The Chancellor Rishi Sunak has effectively had three bites of the cherry in terms of his Budget. The last is arguably the most spectacular – the government will pay 80 per cent of employees’ wages up to £2,500 a month for the next three months to keep firms in operation. There remain concerns about the self employed.
The Bank of England’s record breaking cut in interest rates to 0.1%, down from the previous 0.25% is described as the solution from yesteryear by some commentators. Is this a little unfair, given the extraordinary level of accompanying fiscal action?
Argonaut’s Barry Norris suggests that as with the Black Death, this virus will bring radical economic change. Hopefully not quite so dramatic though no one would argue that the end of feudalism was a bad thing, I suppose.
Sadly, fraudsters almost always see an opportunity even in a situation as distressing as this.

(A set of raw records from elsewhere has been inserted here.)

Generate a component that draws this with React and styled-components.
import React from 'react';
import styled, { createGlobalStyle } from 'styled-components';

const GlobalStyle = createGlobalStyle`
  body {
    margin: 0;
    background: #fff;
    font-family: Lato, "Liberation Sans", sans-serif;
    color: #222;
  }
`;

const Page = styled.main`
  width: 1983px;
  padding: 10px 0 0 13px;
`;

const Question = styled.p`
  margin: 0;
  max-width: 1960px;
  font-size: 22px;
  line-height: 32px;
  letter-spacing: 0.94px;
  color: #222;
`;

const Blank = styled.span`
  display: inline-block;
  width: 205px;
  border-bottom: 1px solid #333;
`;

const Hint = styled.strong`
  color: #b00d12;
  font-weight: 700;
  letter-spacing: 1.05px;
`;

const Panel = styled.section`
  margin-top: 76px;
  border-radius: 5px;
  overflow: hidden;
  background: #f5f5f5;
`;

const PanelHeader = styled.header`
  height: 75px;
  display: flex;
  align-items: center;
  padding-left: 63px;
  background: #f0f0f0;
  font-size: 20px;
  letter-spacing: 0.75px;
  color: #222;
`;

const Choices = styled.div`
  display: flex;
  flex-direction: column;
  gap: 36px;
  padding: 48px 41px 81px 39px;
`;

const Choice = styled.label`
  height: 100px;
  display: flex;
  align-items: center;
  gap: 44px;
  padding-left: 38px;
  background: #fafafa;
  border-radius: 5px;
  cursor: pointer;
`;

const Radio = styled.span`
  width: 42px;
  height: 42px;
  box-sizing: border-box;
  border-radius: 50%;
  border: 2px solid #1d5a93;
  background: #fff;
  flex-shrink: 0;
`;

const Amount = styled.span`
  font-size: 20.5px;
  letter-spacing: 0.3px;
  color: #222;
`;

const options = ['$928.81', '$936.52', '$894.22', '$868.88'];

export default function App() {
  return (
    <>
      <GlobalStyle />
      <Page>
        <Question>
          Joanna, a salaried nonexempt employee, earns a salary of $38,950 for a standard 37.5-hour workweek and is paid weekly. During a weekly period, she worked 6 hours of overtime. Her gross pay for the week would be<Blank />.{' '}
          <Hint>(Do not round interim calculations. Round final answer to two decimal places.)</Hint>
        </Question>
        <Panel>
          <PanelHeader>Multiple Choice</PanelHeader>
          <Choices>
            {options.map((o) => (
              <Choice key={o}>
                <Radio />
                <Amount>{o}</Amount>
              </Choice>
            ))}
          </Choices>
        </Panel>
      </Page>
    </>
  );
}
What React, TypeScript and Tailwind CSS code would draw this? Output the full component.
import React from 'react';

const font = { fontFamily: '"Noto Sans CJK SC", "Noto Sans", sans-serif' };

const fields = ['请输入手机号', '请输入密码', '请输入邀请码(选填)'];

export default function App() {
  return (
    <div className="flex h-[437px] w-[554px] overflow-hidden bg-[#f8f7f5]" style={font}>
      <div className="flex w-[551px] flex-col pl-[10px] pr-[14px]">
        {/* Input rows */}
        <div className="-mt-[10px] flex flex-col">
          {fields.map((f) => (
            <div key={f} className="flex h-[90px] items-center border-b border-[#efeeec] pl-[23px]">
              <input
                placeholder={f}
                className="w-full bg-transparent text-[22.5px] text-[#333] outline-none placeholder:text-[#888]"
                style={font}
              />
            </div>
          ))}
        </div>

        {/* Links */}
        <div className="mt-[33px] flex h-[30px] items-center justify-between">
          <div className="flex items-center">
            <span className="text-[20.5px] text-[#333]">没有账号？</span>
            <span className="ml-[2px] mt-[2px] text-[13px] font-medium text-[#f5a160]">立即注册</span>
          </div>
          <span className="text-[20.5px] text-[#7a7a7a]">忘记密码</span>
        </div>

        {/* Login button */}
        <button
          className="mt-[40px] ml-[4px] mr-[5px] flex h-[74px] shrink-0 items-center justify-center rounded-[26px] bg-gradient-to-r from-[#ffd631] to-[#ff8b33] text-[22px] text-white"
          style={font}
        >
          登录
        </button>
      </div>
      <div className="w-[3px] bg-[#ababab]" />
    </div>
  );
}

There have been 105 cases of Covid-19-related fraud cases reported to Action Fraud since February 1 2020, with total losses of around £970,000.
The government will offer loans to business with a package of up to £350bn, but Beaufort Group chair Simon Goldthorpe wonders if this can work within the current capital adequacy regime and suggests advisers could be excluded.
Carl Lamb, director at Smith & Pinching says that advisers can show their worth by adapting to help clients, making sure clients do not do anything rash, and being particularly aware that many clients may be in a vulnerable age group. But he also wants a six month holiday in terms of payments to the compensation scheme.
The Yardstick Agency’s Phil Bray suggests offering clients reassurance in the necessary doses in terms of communications. Makes sense.
The regulator is considering swinging pricing or clearer redemption periods to address the problems of liquidity mismatches says FCA director of markets and wholesale policy Edwin Schooling Latter in a speech to the Investment Association.
Probably a bit late to be introduced this time out.